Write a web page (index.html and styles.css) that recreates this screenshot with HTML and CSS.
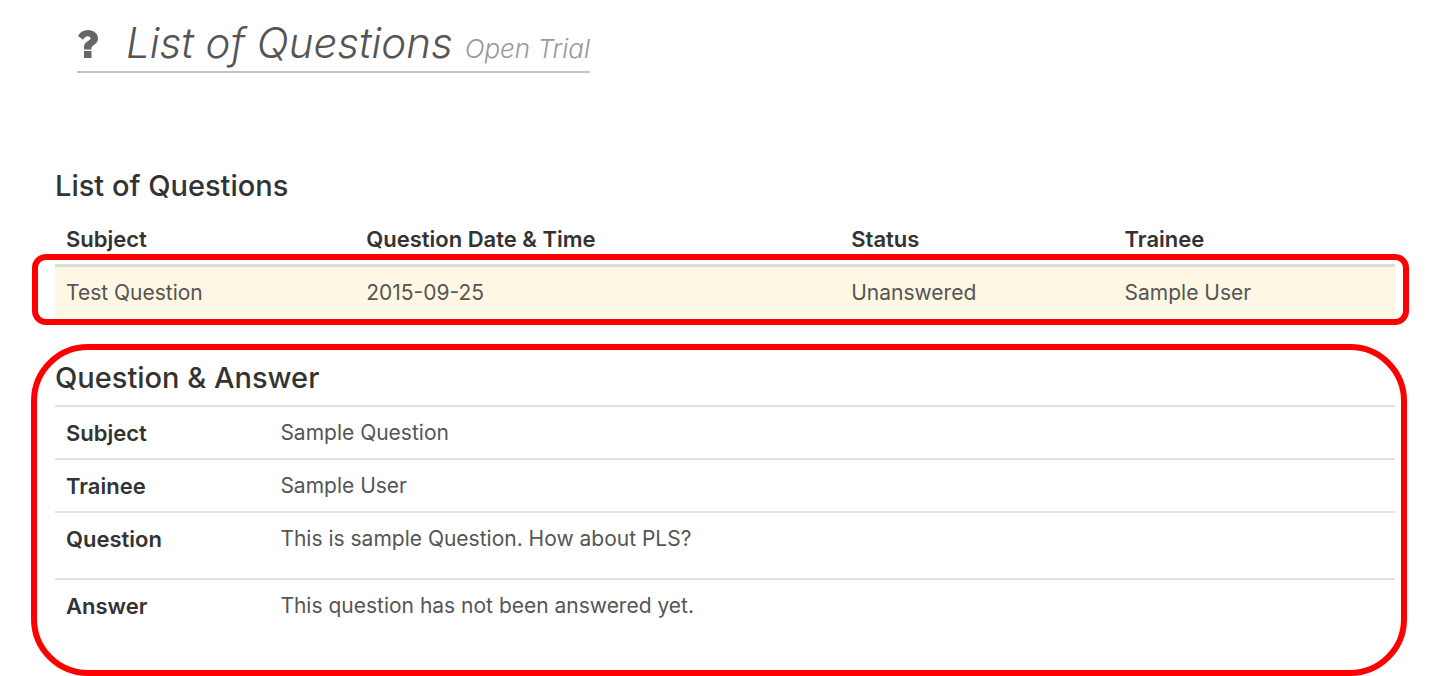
FILE: index.html
```html
<!DOCTYPE html>
<html lang="en">
<head>
<meta charset="utf-8">
<title>List of Questions</title>
<link rel="stylesheet" href="styles.css">
</head>
<body>
<header class="page-header">
  <h1 class="page-title">
    <svg class="title-icon" viewBox="0 0 20 28" aria-hidden="true"><path d="M6 21h7.500v7H6zM0 6C2 2 5.500 0 10 0c5.500 0 10 3.500 10 8.500 0 3.500-2 5.200-4.500 6.800-1.500 1-2 1.700-2 3.200v1H6V17c0-3 1.500-4.500 4-6 1.700-1 2.500-1.500 2.500-2.700C12.500 7 11.300 6.300 9.800 6.300 8 6.300 6.500 7.500 5 9.800z"/></svg>
    <span>List of Questions</span>
    <small class="subtitle">Open Trial</small>
  </h1>
</header>
<main>
  <section class="question-list">
    <h2>List of Questions</h2>
    <table class="grid list-grid">
      <colgroup><col class="col-subject"><col class="col-date"><col class="col-status"><col></colgroup>
      <thead>
        <tr><th scope="col">Subject</th><th scope="col">Question Date &amp; Time</th><th scope="col">Status</th><th scope="col">Trainee</th></tr>
      </thead>
      <tbody>
        <tr class="selected"><td>Test Question</td><td>2015-09-25</td><td>Unanswered</td><td>Sample User</td></tr>
      </tbody>
    </table>
  </section>
  <section class="detail">
    <h2>Question &amp; Answer</h2>
    <table class="grid detail-grid">
      <colgroup><col class="col-label"><col></colgroup>
      <tbody>
        <tr><th scope="row">Subject</th><td>Sample Question</td></tr>
        <tr><th scope="row">Trainee</th><td>Sample User</td></tr>
        <tr class="long"><th scope="row">Question</th><td>This is sample Question. How about PLS?</td></tr>
        <tr class="long"><th scope="row">Answer</th><td>This question has not been answered yet.</td></tr>
      </tbody>
    </table>
  </section>
</main>
</body>
</html>
```
FILE: styles.css
```css
* { box-sizing: border-box; }
body {
  margin: 0;
  background: #fff;
  color: #555;
  font: 21px/32px Inter, "Liberation Sans", sans-serif;
}
.page-header { display: flex; padding: 14px 77px 0; }
.page-title {
  display: flex;
  align-items: baseline;
  margin: 0;
  border-bottom: 2px solid #c4c4c4;
  font-size: 42px;
  font-style: italic;
  font-weight: 300;
  line-height: 57px;
  color: #555;
}
.title-icon { width: 20px; height: 28px; margin: 0 28px 0 1px; fill: #666; }
.subtitle { margin-left: 12px; font-size: 26px; line-height: 32px; color: #999; }
h2 {
  margin: 0 0 7px;
  font-size: 29px;
  font-weight: 500;
  line-height: 40px;
  color: #333;
}
.question-list { padding: 93px 46px 0 55px; }
.grid { width: 100%; table-layout: fixed; border-collapse: separate; border-spacing: 0; }
.grid th, .grid td { padding: 10px 11px 9px; text-align: left; vertical-align: top; }
.grid th { font-size: 22px; font-weight: 600; color: #333; }
.list-grid thead th { border-bottom: 3px solid #dcdcdc; }
.col-subject { width: 22.4%; }
.col-date { width: 36.2%; }
.col-status { width: 20.4%; }
.selected { position: relative; }
.selected td { background: #fdf7e3; }
.selected td:first-child::after {
  content: "";
  position: absolute;
  inset: -13px -14px -7px -23px;
  border: 6px solid #f00;
  border-radius: 14px;
}
.detail {
  margin: 26px 34px 0 31px;
  padding: 8px 6px 25px 18px;
  border: 6px solid #f00;
  border-radius: 57px;
}
.col-label { width: 16%; }
.detail-grid th, .detail-grid td { border-top: 2px solid #e0e0e0; }
.detail-grid .long > * { padding-bottom: 23px; }
```
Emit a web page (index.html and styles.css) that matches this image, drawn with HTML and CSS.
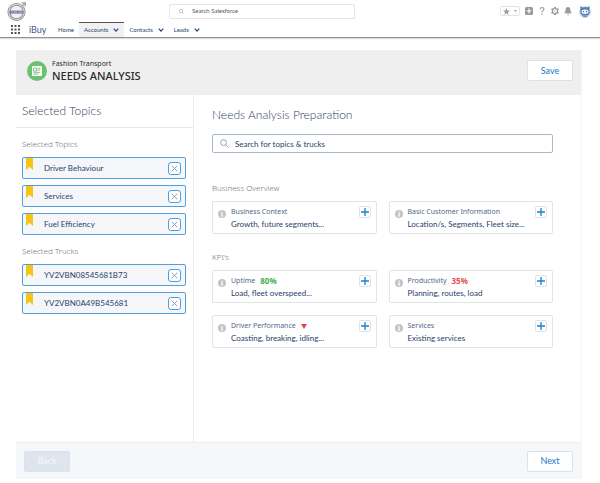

##############################

#### [WHAT IS EXPECTED]
Without the pictures, copy the material exactly as given.

#### [CORRECT RESULT]
Write a web page (index.html and styles.css) that recreates this screenshot with HTML and CSS.
FILE: index.html
```html
<!DOCTYPE html>
<html lang="en">
<head>
<meta charset="utf-8">
<title>List of Questions</title>
<link rel="stylesheet" href="styles.css">
</head>
<body>
<header class="page-header">
  <h1 class="page-title">
    <svg class="title-icon" viewBox="0 0 20 28" aria-hidden="true"><path d="M6 21h7.500v7H6zM0 6C2 2 5.500 0 10 0c5.500 0 10 3.500 10 8.500 0 3.500-2 5.200-4.500 6.800-1.500 1-2 1.700-2 3.200v1H6V17c0-3 1.500-4.500 4-6 1.700-1 2.500-1.500 2.500-2.700C12.500 7 11.300 6.300 9.800 6.300 8 6.300 6.500 7.500 5 9.800z"/></svg>
    <span>List of Questions</span>
    <small class="subtitle">Open Trial</small>
  </h1>
</header>
<main>
  <section class="question-list">
    <h2>List of Questions</h2>
    <table class="grid list-grid">
      <colgroup><col class="col-subject"><col class="col-date"><col class="col-status"><col></colgroup>
      <thead>
        <tr><th scope="col">Subject</th><th scope="col">Question Date &amp; Time</th><th scope="col">Status</th><th scope="col">Trainee</th></tr>
      </thead>
      <tbody>
        <tr class="selected"><td>Test Question</td><td>2015-09-25</td><td>Unanswered</td><td>Sample User</td></tr>
      </tbody>
    </table>
  </section>
  <section class="detail">
    <h2>Question &amp; Answer</h2>
    <table class="grid detail-grid">
      <colgroup><col class="col-label"><col></colgroup>
      <tbody>
        <tr><th scope="row">Subject</th><td>Sample Question</td></tr>
        <tr><th scope="row">Trainee</th><td>Sample User</td></tr>
        <tr class="long"><th scope="row">Question</th><td>This is sample Question. How about PLS?</td></tr>
        <tr class="long"><th scope="row">Answer</th><td>This question has not been answered yet.</td></tr>
      </tbody>
    </table>
  </section>
</main>
</body>
</html>
```
FILE: styles.css
```css
* { box-sizing: border-box; }
body {
  margin: 0;
  background: #fff;
  color: #555;
  font: 21px/32px Inter, "Liberation Sans", sans-serif;
}
.page-header { display: flex; padding: 14px 77px 0; }
.page-title {
  display: flex;
  align-items: baseline;
  margin: 0;
  border-bottom: 2px solid #c4c4c4;
  font-size: 42px;
  font-style: italic;
  font-weight: 300;
  line-height: 57px;
  color: #555;
}
.title-icon { width: 20px; height: 28px; margin: 0 28px 0 1px; fill: #666; }
.subtitle { margin-left: 12px; font-size: 26px; line-height: 32px; color: #999; }
h2 {
  margin: 0 0 7px;
  font-size: 29px;
  font-weight: 500;
  line-height: 40px;
  color: #333;
}
.question-list { padding: 93px 46px 0 55px; }
.grid { width: 100%; table-layout: fixed; border-collapse: separate; border-spacing: 0; }
.grid th, .grid td { padding: 10px 11px 9px; text-align: left; vertical-align: top; }
.grid th { font-size: 22px; font-weight: 600; color: #333; }
.list-grid thead th { border-bottom: 3px solid #dcdcdc; }
.col-subject { width: 22.4%; }
.col-date { width: 36.2%; }
.col-status { width: 20.4%; }
.selected { position: relative; }
.selected td { background: #fdf7e3; }
.selected td:first-child::after {
  content: "";
  position: absolute;
  inset: -13px -14px -7px -23px;
  border: 6px solid #f00;
  border-radius: 14px;
}
.detail {
  margin: 26px 34px 0 31px;
  padding: 8px 6px 25px 18px;
  border: 6px solid #f00;
  border-radius: 57px;
}
.col-label { width: 16%; }
.detail-grid th, .detail-grid td { border-top: 2px solid #e0e0e0; }
.detail-grid .long > * { padding-bottom: 23px; }
```
Emit a web page (index.html and styles.css) that matches this image, drawn with HTML and CSS.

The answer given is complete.